The material below should be written out in full and exactly; pictures stay out of the copy.
##########
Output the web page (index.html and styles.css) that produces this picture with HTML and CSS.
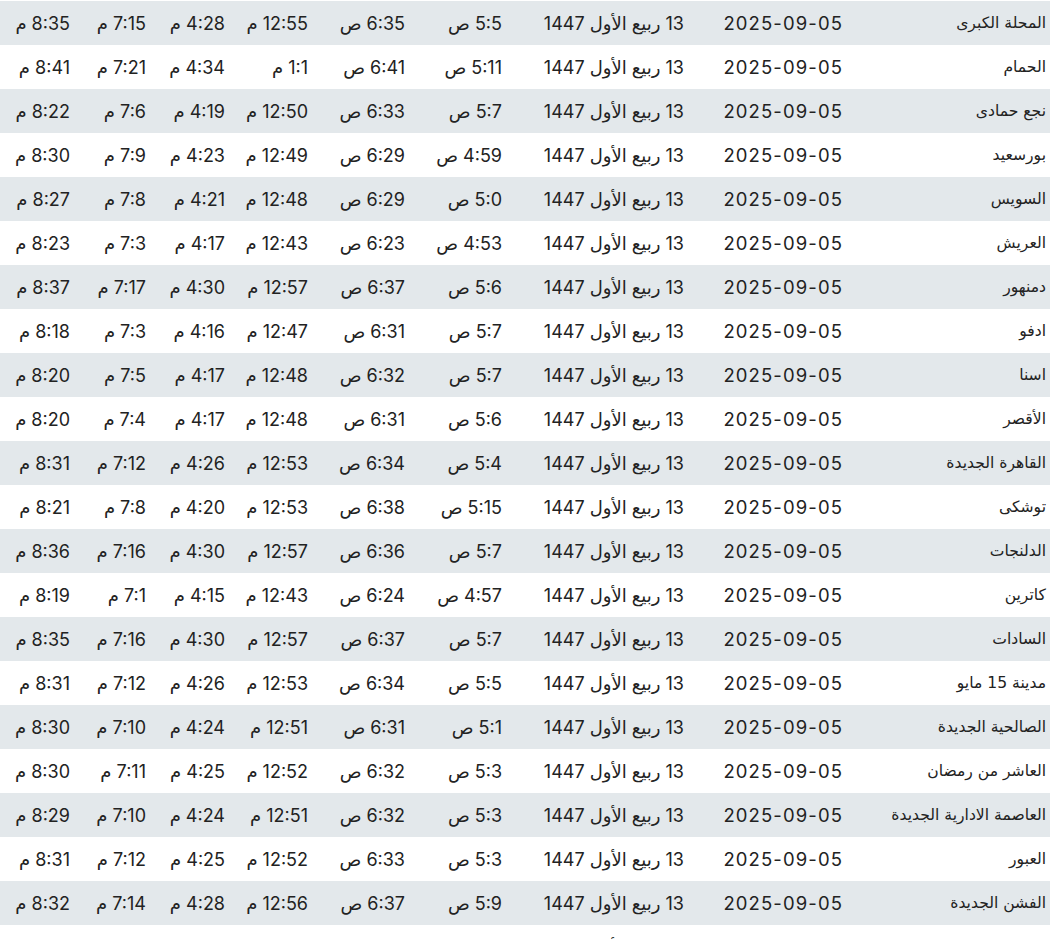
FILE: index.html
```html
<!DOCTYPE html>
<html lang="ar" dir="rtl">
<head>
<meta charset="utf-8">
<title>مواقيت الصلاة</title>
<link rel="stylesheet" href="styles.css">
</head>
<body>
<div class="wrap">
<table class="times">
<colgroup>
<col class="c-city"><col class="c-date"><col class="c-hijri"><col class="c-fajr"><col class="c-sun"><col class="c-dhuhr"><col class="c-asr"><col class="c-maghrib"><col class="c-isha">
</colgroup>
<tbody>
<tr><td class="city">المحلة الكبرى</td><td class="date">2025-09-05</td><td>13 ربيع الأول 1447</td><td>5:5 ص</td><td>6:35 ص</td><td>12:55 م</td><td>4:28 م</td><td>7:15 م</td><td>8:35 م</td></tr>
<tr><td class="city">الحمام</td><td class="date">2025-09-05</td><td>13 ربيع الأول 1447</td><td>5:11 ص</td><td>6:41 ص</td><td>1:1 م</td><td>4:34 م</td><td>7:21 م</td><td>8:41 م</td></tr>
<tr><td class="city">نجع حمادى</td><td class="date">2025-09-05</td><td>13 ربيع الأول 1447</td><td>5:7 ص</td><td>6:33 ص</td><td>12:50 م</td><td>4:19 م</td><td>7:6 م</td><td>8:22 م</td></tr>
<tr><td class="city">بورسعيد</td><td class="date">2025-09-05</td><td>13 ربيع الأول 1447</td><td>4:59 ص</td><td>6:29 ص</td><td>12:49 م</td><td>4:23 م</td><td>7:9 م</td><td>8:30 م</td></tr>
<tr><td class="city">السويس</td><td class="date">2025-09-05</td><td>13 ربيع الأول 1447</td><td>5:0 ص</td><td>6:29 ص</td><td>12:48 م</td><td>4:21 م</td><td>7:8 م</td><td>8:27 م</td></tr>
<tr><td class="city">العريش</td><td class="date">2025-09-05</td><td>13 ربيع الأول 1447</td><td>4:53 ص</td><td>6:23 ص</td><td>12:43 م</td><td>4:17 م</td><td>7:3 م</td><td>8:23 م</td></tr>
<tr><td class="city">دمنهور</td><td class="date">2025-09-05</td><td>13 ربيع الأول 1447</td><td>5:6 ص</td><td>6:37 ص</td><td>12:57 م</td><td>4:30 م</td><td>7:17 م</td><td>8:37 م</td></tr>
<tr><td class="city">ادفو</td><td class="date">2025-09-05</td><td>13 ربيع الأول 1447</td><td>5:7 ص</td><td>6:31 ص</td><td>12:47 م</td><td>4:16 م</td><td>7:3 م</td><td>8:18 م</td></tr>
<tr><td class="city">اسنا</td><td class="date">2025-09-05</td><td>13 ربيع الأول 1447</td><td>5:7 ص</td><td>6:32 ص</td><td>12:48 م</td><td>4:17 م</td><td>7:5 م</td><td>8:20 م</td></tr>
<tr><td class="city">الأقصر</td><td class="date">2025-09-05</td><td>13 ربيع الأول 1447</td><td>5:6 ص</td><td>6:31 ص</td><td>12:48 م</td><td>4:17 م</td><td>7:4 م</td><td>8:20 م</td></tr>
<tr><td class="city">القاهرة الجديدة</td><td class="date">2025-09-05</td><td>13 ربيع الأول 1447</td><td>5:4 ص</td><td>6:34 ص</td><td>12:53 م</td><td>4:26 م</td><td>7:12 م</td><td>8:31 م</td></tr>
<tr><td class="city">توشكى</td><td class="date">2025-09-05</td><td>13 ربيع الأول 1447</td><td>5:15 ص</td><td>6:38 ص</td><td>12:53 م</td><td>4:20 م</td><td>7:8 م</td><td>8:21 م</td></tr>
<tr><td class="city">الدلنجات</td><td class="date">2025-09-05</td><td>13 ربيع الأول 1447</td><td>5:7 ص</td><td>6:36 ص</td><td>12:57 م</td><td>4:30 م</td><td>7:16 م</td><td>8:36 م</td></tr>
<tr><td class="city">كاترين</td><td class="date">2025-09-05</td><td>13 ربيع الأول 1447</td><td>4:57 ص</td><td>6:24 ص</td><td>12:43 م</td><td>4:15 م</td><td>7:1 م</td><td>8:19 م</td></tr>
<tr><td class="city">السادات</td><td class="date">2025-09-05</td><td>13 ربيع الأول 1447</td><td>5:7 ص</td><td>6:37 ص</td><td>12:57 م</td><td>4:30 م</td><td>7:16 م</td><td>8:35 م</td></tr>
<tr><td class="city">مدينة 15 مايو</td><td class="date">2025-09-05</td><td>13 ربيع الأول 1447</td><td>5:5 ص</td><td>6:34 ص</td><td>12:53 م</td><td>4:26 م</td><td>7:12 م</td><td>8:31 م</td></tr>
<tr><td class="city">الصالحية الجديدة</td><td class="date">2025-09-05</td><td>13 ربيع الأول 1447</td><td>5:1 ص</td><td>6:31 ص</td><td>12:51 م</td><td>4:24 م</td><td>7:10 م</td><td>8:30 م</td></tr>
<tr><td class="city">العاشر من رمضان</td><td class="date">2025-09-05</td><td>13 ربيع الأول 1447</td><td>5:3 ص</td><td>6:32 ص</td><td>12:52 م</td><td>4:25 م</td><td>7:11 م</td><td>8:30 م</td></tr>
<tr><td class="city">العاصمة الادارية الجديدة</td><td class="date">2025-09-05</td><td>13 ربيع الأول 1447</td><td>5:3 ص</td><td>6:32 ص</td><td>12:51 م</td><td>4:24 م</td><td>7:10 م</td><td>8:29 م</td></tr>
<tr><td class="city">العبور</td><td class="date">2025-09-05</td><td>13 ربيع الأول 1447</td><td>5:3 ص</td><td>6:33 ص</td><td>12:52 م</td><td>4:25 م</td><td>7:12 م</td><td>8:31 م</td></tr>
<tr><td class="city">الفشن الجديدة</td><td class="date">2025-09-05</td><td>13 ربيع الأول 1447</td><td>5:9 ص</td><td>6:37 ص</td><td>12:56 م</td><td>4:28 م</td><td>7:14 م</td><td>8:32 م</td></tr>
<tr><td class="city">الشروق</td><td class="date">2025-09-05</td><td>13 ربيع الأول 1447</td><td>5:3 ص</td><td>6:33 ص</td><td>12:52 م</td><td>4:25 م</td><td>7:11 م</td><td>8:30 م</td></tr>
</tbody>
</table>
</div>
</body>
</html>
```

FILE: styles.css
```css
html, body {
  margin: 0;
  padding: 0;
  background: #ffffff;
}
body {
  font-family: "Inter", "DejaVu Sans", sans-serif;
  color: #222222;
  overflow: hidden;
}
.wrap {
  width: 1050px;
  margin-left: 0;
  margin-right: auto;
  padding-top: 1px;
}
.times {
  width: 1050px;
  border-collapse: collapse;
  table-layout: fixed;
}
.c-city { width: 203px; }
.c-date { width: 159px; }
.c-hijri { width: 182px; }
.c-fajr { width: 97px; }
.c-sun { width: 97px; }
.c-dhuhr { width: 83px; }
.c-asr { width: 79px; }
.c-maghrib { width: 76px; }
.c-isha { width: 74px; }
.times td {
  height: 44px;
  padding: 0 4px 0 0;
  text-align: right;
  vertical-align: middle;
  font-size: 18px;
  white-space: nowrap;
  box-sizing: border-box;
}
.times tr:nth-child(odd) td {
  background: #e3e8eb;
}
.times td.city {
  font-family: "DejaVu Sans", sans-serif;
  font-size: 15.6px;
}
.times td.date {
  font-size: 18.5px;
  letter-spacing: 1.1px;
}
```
##########
## THE RESPONSE
Output the web page (index.html and styles.css) that produces this picture with HTML and CSS.
FILE: index.html
```html
<!DOCTYPE html>
<html lang="ar" dir="rtl">
<head>
<meta charset="utf-8">
<title>مواقيت الصلاة</title>
<link rel="stylesheet" href="styles.css">
</head>
<body>
<div class="wrap">
<table class="times">
<colgroup>
<col class="c-city"><col class="c-date"><col class="c-hijri"><col class="c-fajr"><col class="c-sun"><col class="c-dhuhr"><col class="c-asr"><col class="c-maghrib"><col class="c-isha">
</colgroup>
<tbody>
<tr><td class="city">المحلة الكبرى</td><td class="date">2025-09-05</td><td>13 ربيع الأول 1447</td><td>5:5 ص</td><td>6:35 ص</td><td>12:55 م</td><td>4:28 م</td><td>7:15 م</td><td>8:35 م</td></tr>
<tr><td class="city">الحمام</td><td class="date">2025-09-05</td><td>13 ربيع الأول 1447</td><td>5:11 ص</td><td>6:41 ص</td><td>1:1 م</td><td>4:34 م</td><td>7:21 م</td><td>8:41 م</td></tr>
<tr><td class="city">نجع حمادى</td><td class="date">2025-09-05</td><td>13 ربيع الأول 1447</td><td>5:7 ص</td><td>6:33 ص</td><td>12:50 م</td><td>4:19 م</td><td>7:6 م</td><td>8:22 م</td></tr>
<tr><td class="city">بورسعيد</td><td class="date">2025-09-05</td><td>13 ربيع الأول 1447</td><td>4:59 ص</td><td>6:29 ص</td><td>12:49 م</td><td>4:23 م</td><td>7:9 م</td><td>8:30 م</td></tr>
<tr><td class="city">السويس</td><td class="date">2025-09-05</td><td>13 ربيع الأول 1447</td><td>5:0 ص</td><td>6:29 ص</td><td>12:48 م</td><td>4:21 م</td><td>7:8 م</td><td>8:27 م</td></tr>
<tr><td class="city">العريش</td><td class="date">2025-09-05</td><td>13 ربيع الأول 1447</td><td>4:53 ص</td><td>6:23 ص</td><td>12:43 م</td><td>4:17 م</td><td>7:3 م</td><td>8:23 م</td></tr>
<tr><td class="city">دمنهور</td><td class="date">2025-09-05</td><td>13 ربيع الأول 1447</td><td>5:6 ص</td><td>6:37 ص</td><td>12:57 م</td><td>4:30 م</td><td>7:17 م</td><td>8:37 م</td></tr>
<tr><td class="city">ادفو</td><td class="date">2025-09-05</td><td>13 ربيع الأول 1447</td><td>5:7 ص</td><td>6:31 ص</td><td>12:47 م</td><td>4:16 م</td><td>7:3 م</td><td>8:18 م</td></tr>
<tr><td class="city">اسنا</td><td class="date">2025-09-05</td><td>13 ربيع الأول 1447</td><td>5:7 ص</td><td>6:32 ص</td><td>12:48 م</td><td>4:17 م</td><td>7:5 م</td><td>8:20 م</td></tr>
<tr><td class="city">الأقصر</td><td class="date">2025-09-05</td><td>13 ربيع الأول 1447</td><td>5:6 ص</td><td>6:31 ص</td><td>12:48 م</td><td>4:17 م</td><td>7:4 م</td><td>8:20 م</td></tr>
<tr><td class="city">القاهرة الجديدة</td><td class="date">2025-09-05</td><td>13 ربيع الأول 1447</td><td>5:4 ص</td><td>6:34 ص</td><td>12:53 م</td><td>4:26 م</td><td>7:12 م</td><td>8:31 م</td></tr>
<tr><td class="city">توشكى</td><td class="date">2025-09-05</td><td>13 ربيع الأول 1447</td><td>5:15 ص</td><td>6:38 ص</td><td>12:53 م</td><td>4:20 م</td><td>7:8 م</td><td>8:21 م</td></tr>
<tr><td class="city">الدلنجات</td><td class="date">2025-09-05</td><td>13 ربيع الأول 1447</td><td>5:7 ص</td><td>6:36 ص</td><td>12:57 م</td><td>4:30 م</td><td>7:16 م</td><td>8:36 م</td></tr>
<tr><td class="city">كاترين</td><td class="date">2025-09-05</td><td>13 ربيع الأول 1447</td><td>4:57 ص</td><td>6:24 ص</td><td>12:43 م</td><td>4:15 م</td><td>7:1 م</td><td>8:19 م</td></tr>
<tr><td class="city">السادات</td><td class="date">2025-09-05</td><td>13 ربيع الأول 1447</td><td>5:7 ص</td><td>6:37 ص</td><td>12:57 م</td><td>4:30 م</td><td>7:16 م</td><td>8:35 م</td></tr>
<tr><td class="city">مدينة 15 مايو</td><td class="date">2025-09-05</td><td>13 ربيع الأول 1447</td><td>5:5 ص</td><td>6:34 ص</td><td>12:53 م</td><td>4:26 م</td><td>7:12 م</td><td>8:31 م</td></tr>
<tr><td class="city">الصالحية الجديدة</td><td class="date">2025-09-05</td><td>13 ربيع الأول 1447</td><td>5:1 ص</td><td>6:31 ص</td><td>12:51 م</td><td>4:24 م</td><td>7:10 م</td><td>8:30 م</td></tr>
<tr><td class="city">العاشر من رمضان</td><td class="date">2025-09-05</td><td>13 ربيع الأول 1447</td><td>5:3 ص</td><td>6:32 ص</td><td>12:52 م</td><td>4:25 م</td><td>7:11 م</td><td>8:30 م</td></tr>
<tr><td class="city">العاصمة الادارية الجديدة</td><td class="date">2025-09-05</td><td>13 ربيع الأول 1447</td><td>5:3 ص</td><td>6:32 ص</td><td>12:51 م</td><td>4:24 م</td><td>7:10 م</td><td>8:29 م</td></tr>
<tr><td class="city">العبور</td><td class="date">2025-09-05</td><td>13 ربيع الأول 1447</td><td>5:3 ص</td><td>6:33 ص</td><td>12:52 م</td><td>4:25 م</td><td>7:12 م</td><td>8:31 م</td></tr>
<tr><td class="city">الفشن الجديدة</td><td class="date">2025-09-05</td><td>13 ربيع الأول 1447</td><td>5:9 ص</td><td>6:37 ص</td><td>12:56 م</td><td>4:28 م</td><td>7:14 م</td><td>8:32 م</td></tr>
<tr><td class="city">الشروق</td><td class="date">2025-09-05</td><td>13 ربيع الأول 1447</td><td>5:3 ص</td><td>6:33 ص</td><td>12:52 م</td><td>4:25 م</td><td>7:11 م</td><td>8:30 م</td></tr>
</tbody>
</table>
</div>
</body>
</html>
```

FILE: styles.css
```css
html, body {
  margin: 0;
  padding: 0;
  background: #ffffff;
}
body {
  font-family: "Inter", "DejaVu Sans", sans-serif;
  color: #222222;
  overflow: hidden;
}
.wrap {
  width: 1050px;
  margin-left: 0;
  margin-right: auto;
  padding-top: 1px;
}
.times {
  width: 1050px;
  border-collapse: collapse;
  table-layout: fixed;
}
.c-city { width: 203px; }
.c-date { width: 159px; }
.c-hijri { width: 182px; }
.c-fajr { width: 97px; }
.c-sun { width: 97px; }
.c-dhuhr { width: 83px; }
.c-asr { width: 79px; }
.c-maghrib { width: 76px; }
.c-isha { width: 74px; }
.times td {
  height: 44px;
  padding: 0 4px 0 0;
  text-align: right;
  vertical-align: middle;
  font-size: 18px;
  white-space: nowrap;
  box-sizing: border-box;
}
.times tr:nth-child(odd) td {
  background: #e3e8eb;
}
.times td.city {
  font-family: "DejaVu Sans", sans-serif;
  font-size: 15.6px;
}
.times td.date {
  font-size: 18.5px;
  letter-spacing: 1.1px;
}
```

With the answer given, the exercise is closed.